Bringing together an architect, technician, producer, and advocate, allowed a dimensional and layered approach to the panel discussion. The panellists although varied, all supported that designing for longevity creates a better design outcome both ethically and commercially.

Tim Giles, National Design Principal at peckvonhartel, recognises the subjectivity of good design however there are design practices that can differentiate ‘good’ design from the mediocre. In an ever-changing commercial climate, with a growing ‘throw-away culture’ Tim promotes slow design practices, by not rushing the process and prioritising the core functionality of a design, before considering aesthetics. Considering what value is the design brings rather than how it appears. Tim suggests that if both designers and consumers change their mindset of what personal quality means to them, this may increase awareness of sustainable design.

The panel agreed that to ensure longevity, sustainability, and durability of design, three factors of quality, cost and waste would need to be addressed and investigated, to ensure better design. This was firstly discussed on a large commercial scale, with the overall consensus that businesses, specifically those in the design industry should both “work globally as well as locally to unlock human promise, by striving for prolonged value socially, ethically and environmentally”. A solution to this is through the implementation of a traceable and accountable supply chain. A valuable point was raised that it is not determinant if a “company is doing well or good but the ways and willingness they have to evolve and participate in the current climate”.

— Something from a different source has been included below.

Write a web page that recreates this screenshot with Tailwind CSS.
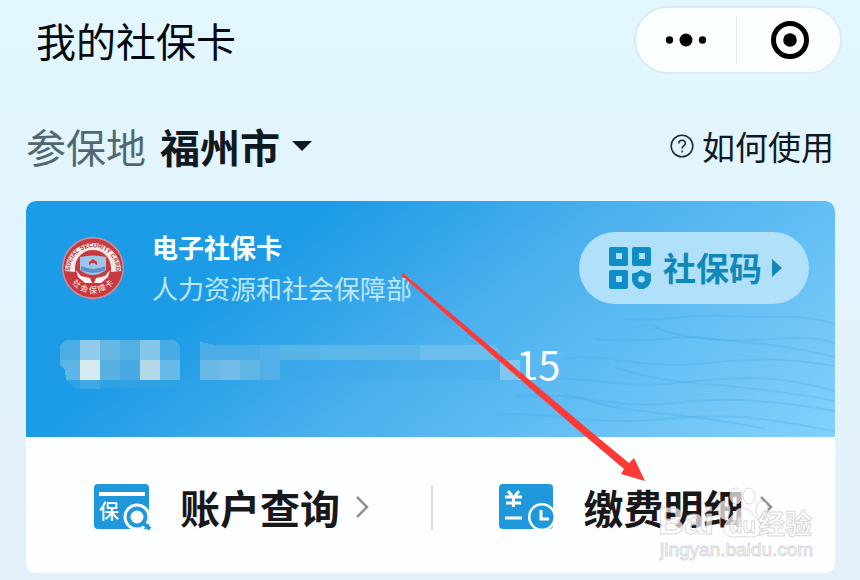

The panellists also provided solutions designers could take to ensure value in their designs, by demanding more from designers through the promises of intuitive and conscious design decisions.  Setting higher expectations in design practices, can ensure higher levels of quality and value. To answer the central question of how you measure and advocate for design of quality? The panellists conceptualised that “better projects with better outcomes in sustainability and longevity of design cost more” however this is not measured monetarily but in the levels of “benefit, value and functionality the design can achieve”.

The panellists agreed on the premise that designing for longevity creates a better design outcome both ethically and commercially, they also recognise that the processes can be challenging to implement immediately. A start can be small incremental changes with a cumulative effort at the forefront and consideration of the end of life circularity an initial journey to achieve ‘good’ design in an ever-changing commercial climate.

About the panel

Tim Giles

Critical thinker, storyteller and innovator, Tim Giles leads the national design team at peckvonhartel. With a distinctive approach formulated over his 20 years’ in the design industry, Tim is passionate about designing through maintaining core respect for the commercial drivers of the clients he works with. In using design ‘as a business tool’ Tim’s focus is on creating design that lasts.

Margaret Matsinos
Department of Transport

Having property-related roles for leading financial institutions in Australia, client-side project management for professional services and recently government departments.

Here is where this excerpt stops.